Riviere, Warner and Kilalea, all excellent, all Norwich educated, with more to come. Heidi Williamson, local, grown into a very fine poet. These things make me happy, as they did the audience too. That was positively palpable. Poetry at best is electricity that flows through the neural system in the form of language and leaves the reader or hearer feeling electric. This was an electric reading. It's the present and the future. And Peter Scupham is simply one of the major poets in this country. He is a monument.
The bleakness of the day transformed. Just for the evening maybe, but the memory will remain and generate more such evenings and more electricity, quite beyond the reach of Arts Councils and Cuts and Funding. The poetry is in us: that will never go, however people try to kill it.
2 comments:
"THE POETRY IS IN US..."
You tell 'em George!
I was reading a poem by Giacomo Leopardi last night but unfortunately I don't have the book with me so I can't quote it, but it was right on the money when it comes to the terrible state of the world; written 200 years ago of course, but some things never change.

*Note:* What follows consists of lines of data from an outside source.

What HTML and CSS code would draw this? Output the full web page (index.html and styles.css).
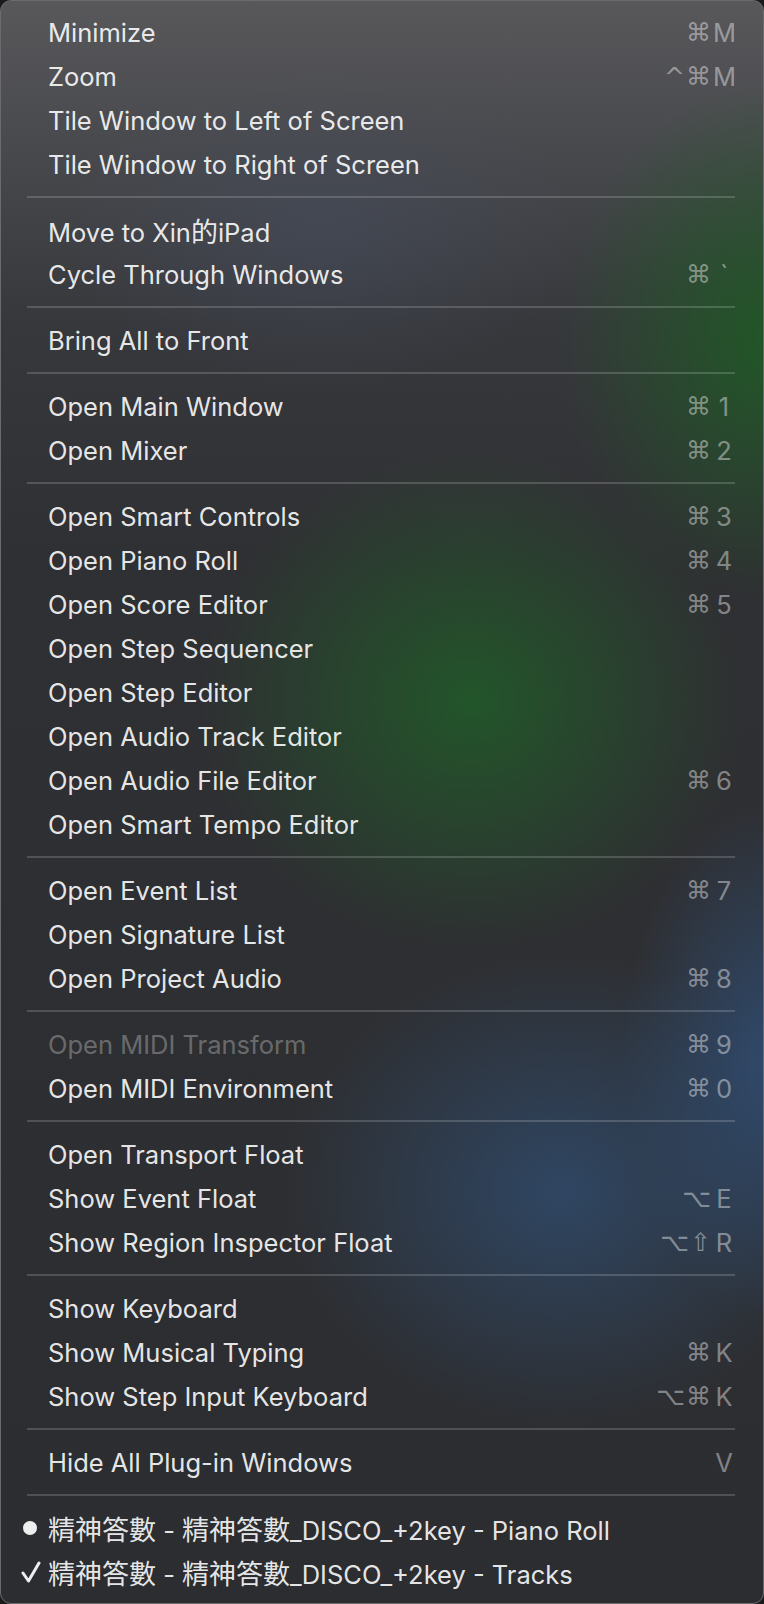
FILE: index.html
```html
<!DOCTYPE html>
<html>
<head>
<meta charset="utf-8">
<link rel="stylesheet" href="styles.css">
</head>
<body>
<div class="menu">
  <div class="item"><span class="mark"></span><span class="label">Minimize</span><span class="sc"><span class="mods">⌘</span><span class="key">M</span></span></div>
  <div class="item"><span class="mark"></span><span class="label">Zoom</span><span class="sc"><span class="mods">^⌘</span><span class="key">M</span></span></div>
  <div class="item"><span class="mark"></span><span class="label">Tile Window to Left of Screen</span></div>
  <div class="item"><span class="mark"></span><span class="label">Tile Window to Right of Screen</span></div>
  <div class="sep"></div>
  <div class="item"><span class="mark"></span><span class="label">Move to Xin<span class="cjk">的</span>iPad</span></div>
  <div class="item"><span class="mark"></span><span class="label">Cycle Through Windows</span><span class="sc"><span class="mods">⌘</span><span class="key">`</span></span></div>
  <div class="sep"></div>
  <div class="item"><span class="mark"></span><span class="label">Bring All to Front</span></div>
  <div class="sep"></div>
  <div class="item"><span class="mark"></span><span class="label">Open Main Window</span><span class="sc"><span class="mods">⌘</span><span class="key">1</span></span></div>
  <div class="item"><span class="mark"></span><span class="label">Open Mixer</span><span class="sc"><span class="mods">⌘</span><span class="key">2</span></span></div>
  <div class="sep"></div>
  <div class="item"><span class="mark"></span><span class="label">Open Smart Controls</span><span class="sc"><span class="mods">⌘</span><span class="key">3</span></span></div>
  <div class="item"><span class="mark"></span><span class="label">Open Piano Roll</span><span class="sc"><span class="mods">⌘</span><span class="key">4</span></span></div>
  <div class="item"><span class="mark"></span><span class="label">Open Score Editor</span><span class="sc"><span class="mods">⌘</span><span class="key">5</span></span></div>
  <div class="item"><span class="mark"></span><span class="label">Open Step Sequencer</span></div>
  <div class="item"><span class="mark"></span><span class="label">Open Step Editor</span></div>
  <div class="item"><span class="mark"></span><span class="label">Open Audio Track Editor</span></div>
  <div class="item"><span class="mark"></span><span class="label">Open Audio File Editor</span><span class="sc"><span class="mods">⌘</span><span class="key">6</span></span></div>
  <div class="item"><span class="mark"></span><span class="label">Open Smart Tempo Editor</span></div>
  <div class="sep"></div>
  <div class="item"><span class="mark"></span><span class="label">Open Event List</span><span class="sc"><span class="mods">⌘</span><span class="key">7</span></span></div>
  <div class="item"><span class="mark"></span><span class="label">Open Signature List</span></div>
  <div class="item"><span class="mark"></span><span class="label">Open Project Audio</span><span class="sc"><span class="mods">⌘</span><span class="key">8</span></span></div>
  <div class="sep"></div>
  <div class="item disabled"><span class="mark"></span><span class="label">Open MIDI Transform</span><span class="sc"><span class="mods">⌘</span><span class="key">9</span></span></div>
  <div class="item"><span class="mark"></span><span class="label">Open MIDI Environment</span><span class="sc"><span class="mods">⌘</span><span class="key">0</span></span></div>
  <div class="sep"></div>
  <div class="item"><span class="mark"></span><span class="label">Open Transport Float</span></div>
  <div class="item"><span class="mark"></span><span class="label">Show Event Float</span><span class="sc"><span class="mods">⌥</span><span class="key">E</span></span></div>
  <div class="item"><span class="mark"></span><span class="label">Show Region Inspector Float</span><span class="sc"><span class="mods">⌥⇧</span><span class="key">R</span></span></div>
  <div class="sep"></div>
  <div class="item"><span class="mark"></span><span class="label">Show Keyboard</span></div>
  <div class="item"><span class="mark"></span><span class="label">Show Musical Typing</span><span class="sc"><span class="mods">⌘</span><span class="key">K</span></span></div>
  <div class="item"><span class="mark"></span><span class="label">Show Step Input Keyboard</span><span class="sc"><span class="mods">⌥⌘</span><span class="key">K</span></span></div>
  <div class="sep"></div>
  <div class="item"><span class="mark"></span><span class="label">Hide All Plug-in Windows</span><span class="sc"><span class="mods"></span><span class="key">V</span></span></div>
  <div class="sep"></div>
  <div class="item"><span class="mark"><span class="dot"></span></span><span class="label"><span class="cjk">精神答數</span> - <span class="cjk">精神答數</span>_DISCO_+2key - Piano Roll</span></div>
  <div class="item"><span class="mark"><svg class="check" width="20" height="24" viewBox="0 0 20 24"><polyline points="2,13 7.5,21 18,3" fill="none" stroke="rgba(255,255,255,0.92)" stroke-width="3" stroke-linecap="round" stroke-linejoin="round"/></svg></span><span class="label"><span class="cjk">精神答數</span> - <span class="cjk">精神答數</span>_DISCO_+2key - Tracks</span></div>
</div>
</body>
</html>
```

FILE: styles.css
```css
html, body {
  margin: 0;
  padding: 0;
  background: #1a1a1b;
}

.menu {
  box-sizing: border-box;
  width: 764px;
  height: 1604px;
  border: 1px solid #6b6b6e;
  border-radius: 11px;
  padding: 9px 0 10px 0;
  overflow: hidden;
  font-family: Inter, "Noto Sans CJK TC", "Liberation Sans", sans-serif;
  font-size: 25.5px;
  color: rgba(255, 255, 255, 0.9);
  background:
    radial-gradient(ellipse 270px 250px at 470px 700px, rgba(32, 92, 40, 0.85), rgba(32, 92, 40, 0) 100%),
    radial-gradient(ellipse 210px 260px at 770px 340px, rgba(30, 90, 36, 0.9), rgba(30, 90, 36, 0) 100%),
    radial-gradient(ellipse 280px 240px at 560px 1190px, rgba(48, 78, 115, 0.75), rgba(48, 78, 115, 0) 100%),
    radial-gradient(ellipse 150px 260px at 770px 1060px, rgba(48, 80, 122, 0.8), rgba(48, 80, 122, 0) 100%),
    radial-gradient(ellipse 260px 160px at 320px 230px, rgba(70, 78, 96, 0.5), rgba(70, 78, 96, 0) 100%),
    linear-gradient(to bottom, #58585b 0%, #47484c 10%, #37383c 20%, #2f3033 35%, #2c2d30 100%);
}

.item {
  display: flex;
  align-items: center;
  height: 44px;
  padding-right: 28px;
  white-space: nowrap;
}

.mark {
  width: 47px;
  flex: none;
  display: flex;
  align-items: center;
  justify-content: flex-start;
  box-sizing: border-box;
  padding-left: 20px;
}

.dot {
  width: 14px;
  height: 14px;
  border-radius: 50%;
  background: rgba(255, 255, 255, 0.92);
  margin-left: 2px;
}

.check {
  display: block;
}

.cjk {
  font-family: "Noto Sans CJK TC", sans-serif;
  font-size: 27px;
}

.label {
  flex: 1;
}

.disabled {
  color: rgba(255, 255, 255, 0.3);
}

.sc {
  display: flex;
  align-items: center;
  color: rgba(255, 255, 255, 0.42);
}

.mods {
  font-family: "DejaVu Sans", sans-serif;
  font-size: 25px;
  letter-spacing: 1px;
  text-align: right;
}

.key {
  width: 22px;
  text-align: center;
  margin-left: 1px;
}

.sep {
  height: 2px;
  margin: 10px 28px 10px 26px;
  background: rgba(255, 255, 255, 0.17);
}
```
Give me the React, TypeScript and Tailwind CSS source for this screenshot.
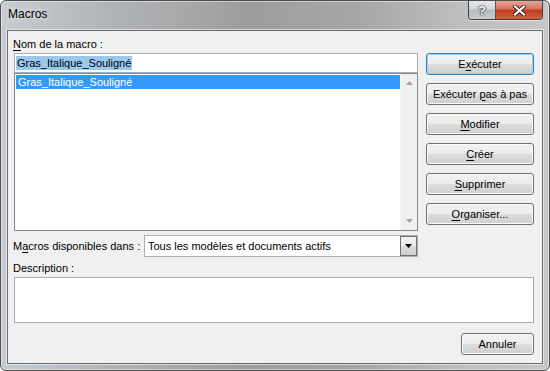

What you tell is hard to believe. I can report from Italy that similar things are happening. Poetry is inexistent, few private readings here and there like secret gatherings; 20-25 people in the audience are a reason to rejoice. Right now they are trying to murder music: big cuts, the theatres don’t receive any more money, so they cannot hire musicians for the orchestra or pay them adequately, they are paid less than workers. Small theatres have to close. Young musicians graduating from the music academies are constricted to look for a job outside of Italy, who has the courage to declare “I am a poet”, wears an indelible sign.
It is, as if in higher places they have decided to do all they can to keep people away from what nurtures the soul, to let them grow ignorant and fearful to fit better into the system. We are not yet done with revolutions…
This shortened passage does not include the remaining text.